RECORDS FOR PROCESSING:
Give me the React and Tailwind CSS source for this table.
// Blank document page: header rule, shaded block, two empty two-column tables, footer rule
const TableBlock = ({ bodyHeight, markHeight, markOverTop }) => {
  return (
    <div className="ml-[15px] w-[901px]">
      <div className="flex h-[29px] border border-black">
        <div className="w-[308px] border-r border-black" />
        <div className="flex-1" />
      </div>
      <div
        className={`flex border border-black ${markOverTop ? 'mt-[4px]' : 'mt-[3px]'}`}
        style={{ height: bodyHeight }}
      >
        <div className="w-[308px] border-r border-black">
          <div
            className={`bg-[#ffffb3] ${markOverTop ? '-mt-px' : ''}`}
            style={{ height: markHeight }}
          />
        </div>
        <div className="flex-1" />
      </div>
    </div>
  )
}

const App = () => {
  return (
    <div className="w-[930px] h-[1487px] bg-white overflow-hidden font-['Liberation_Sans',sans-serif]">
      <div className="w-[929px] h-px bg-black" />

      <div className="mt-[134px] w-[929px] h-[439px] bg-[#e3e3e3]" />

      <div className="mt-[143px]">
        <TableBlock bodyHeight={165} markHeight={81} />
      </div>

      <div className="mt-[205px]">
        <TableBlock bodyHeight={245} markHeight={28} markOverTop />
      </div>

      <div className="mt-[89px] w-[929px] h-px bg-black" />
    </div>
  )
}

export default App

--

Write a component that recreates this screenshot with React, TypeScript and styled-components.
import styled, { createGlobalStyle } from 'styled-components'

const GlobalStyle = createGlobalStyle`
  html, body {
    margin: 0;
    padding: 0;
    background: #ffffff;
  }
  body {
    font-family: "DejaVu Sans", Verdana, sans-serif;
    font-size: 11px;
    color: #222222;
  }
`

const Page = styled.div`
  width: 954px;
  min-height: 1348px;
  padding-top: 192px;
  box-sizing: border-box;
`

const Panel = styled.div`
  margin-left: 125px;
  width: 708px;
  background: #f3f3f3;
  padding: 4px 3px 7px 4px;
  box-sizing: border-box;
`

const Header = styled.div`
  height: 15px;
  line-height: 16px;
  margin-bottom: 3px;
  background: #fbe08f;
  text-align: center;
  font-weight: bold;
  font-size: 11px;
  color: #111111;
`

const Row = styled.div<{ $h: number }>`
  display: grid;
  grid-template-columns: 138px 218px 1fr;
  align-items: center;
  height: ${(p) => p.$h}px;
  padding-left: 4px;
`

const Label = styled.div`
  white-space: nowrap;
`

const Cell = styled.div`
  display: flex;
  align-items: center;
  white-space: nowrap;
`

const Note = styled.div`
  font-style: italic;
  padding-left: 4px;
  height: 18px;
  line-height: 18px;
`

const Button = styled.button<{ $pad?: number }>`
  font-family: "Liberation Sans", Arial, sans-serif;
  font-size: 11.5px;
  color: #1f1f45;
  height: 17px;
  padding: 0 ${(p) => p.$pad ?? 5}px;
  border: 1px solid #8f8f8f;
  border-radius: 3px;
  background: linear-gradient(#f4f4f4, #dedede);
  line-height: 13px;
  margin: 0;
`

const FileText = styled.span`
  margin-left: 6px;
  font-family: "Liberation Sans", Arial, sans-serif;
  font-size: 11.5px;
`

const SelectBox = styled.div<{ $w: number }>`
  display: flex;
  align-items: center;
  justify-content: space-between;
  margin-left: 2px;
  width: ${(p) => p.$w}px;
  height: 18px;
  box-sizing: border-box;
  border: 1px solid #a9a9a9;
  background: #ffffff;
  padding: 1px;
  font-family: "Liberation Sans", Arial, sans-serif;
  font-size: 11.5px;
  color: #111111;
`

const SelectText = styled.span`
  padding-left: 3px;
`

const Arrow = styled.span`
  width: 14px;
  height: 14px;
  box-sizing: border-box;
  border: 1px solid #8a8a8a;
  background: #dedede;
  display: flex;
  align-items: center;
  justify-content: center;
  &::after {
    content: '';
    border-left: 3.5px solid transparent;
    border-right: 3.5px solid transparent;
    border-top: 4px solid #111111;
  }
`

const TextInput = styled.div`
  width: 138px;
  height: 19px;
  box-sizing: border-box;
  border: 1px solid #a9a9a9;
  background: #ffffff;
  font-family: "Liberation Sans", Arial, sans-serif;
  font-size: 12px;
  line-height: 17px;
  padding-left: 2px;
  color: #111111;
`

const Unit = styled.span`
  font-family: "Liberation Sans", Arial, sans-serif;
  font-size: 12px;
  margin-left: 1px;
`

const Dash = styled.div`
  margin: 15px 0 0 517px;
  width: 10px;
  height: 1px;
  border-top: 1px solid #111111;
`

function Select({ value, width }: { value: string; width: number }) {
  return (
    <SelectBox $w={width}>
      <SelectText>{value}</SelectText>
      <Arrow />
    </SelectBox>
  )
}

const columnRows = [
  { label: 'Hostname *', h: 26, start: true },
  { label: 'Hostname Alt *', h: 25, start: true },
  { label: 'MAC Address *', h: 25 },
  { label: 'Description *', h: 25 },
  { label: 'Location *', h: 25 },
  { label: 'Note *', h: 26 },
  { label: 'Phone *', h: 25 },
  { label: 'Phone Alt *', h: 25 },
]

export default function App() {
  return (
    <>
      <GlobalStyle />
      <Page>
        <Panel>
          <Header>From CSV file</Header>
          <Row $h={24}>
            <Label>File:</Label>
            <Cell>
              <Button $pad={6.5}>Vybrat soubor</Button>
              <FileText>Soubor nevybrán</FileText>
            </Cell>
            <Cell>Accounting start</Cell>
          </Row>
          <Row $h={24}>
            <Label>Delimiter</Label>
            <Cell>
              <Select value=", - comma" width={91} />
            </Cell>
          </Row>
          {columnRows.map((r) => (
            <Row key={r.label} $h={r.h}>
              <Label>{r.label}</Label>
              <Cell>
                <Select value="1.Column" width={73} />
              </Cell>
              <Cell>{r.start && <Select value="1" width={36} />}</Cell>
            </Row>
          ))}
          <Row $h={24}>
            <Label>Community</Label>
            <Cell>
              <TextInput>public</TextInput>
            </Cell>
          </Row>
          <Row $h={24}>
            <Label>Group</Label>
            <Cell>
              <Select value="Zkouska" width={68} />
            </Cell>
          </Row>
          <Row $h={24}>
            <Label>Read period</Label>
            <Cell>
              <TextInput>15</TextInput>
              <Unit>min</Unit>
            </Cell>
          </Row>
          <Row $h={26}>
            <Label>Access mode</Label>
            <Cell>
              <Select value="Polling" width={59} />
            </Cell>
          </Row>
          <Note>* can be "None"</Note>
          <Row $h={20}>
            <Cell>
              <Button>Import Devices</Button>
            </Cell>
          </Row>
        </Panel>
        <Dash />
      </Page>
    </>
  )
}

DIRECTIONS: From the records above, repeat exactly the lines from the one with "Give me the" through the one with "export default App", both included.

RESPONSE BELOW:
Give me the React and Tailwind CSS source for this table.
// Blank document page: header rule, shaded block, two empty two-column tables, footer rule
const TableBlock = ({ bodyHeight, markHeight, markOverTop }) => {
  return (
    <div className="ml-[15px] w-[901px]">
      <div className="flex h-[29px] border border-black">
        <div className="w-[308px] border-r border-black" />
        <div className="flex-1" />
      </div>
      <div
        className={`flex border border-black ${markOverTop ? 'mt-[4px]' : 'mt-[3px]'}`}
        style={{ height: bodyHeight }}
      >
        <div className="w-[308px] border-r border-black">
          <div
            className={`bg-[#ffffb3] ${markOverTop ? '-mt-px' : ''}`}
            style={{ height: markHeight }}
          />
        </div>
        <div className="flex-1" />
      </div>
    </div>
  )
}

const App = () => {
  return (
    <div className="w-[930px] h-[1487px] bg-white overflow-hidden font-['Liberation_Sans',sans-serif]">
      <div className="w-[929px] h-px bg-black" />

      <div className="mt-[134px] w-[929px] h-[439px] bg-[#e3e3e3]" />

      <div className="mt-[143px]">
        <TableBlock bodyHeight={165} markHeight={81} />
      </div>

      <div className="mt-[205px]">
        <TableBlock bodyHeight={245} markHeight={28} markOverTop />
      </div>

      <div className="mt-[89px] w-[929px] h-px bg-black" />
    </div>
  )
}

export default App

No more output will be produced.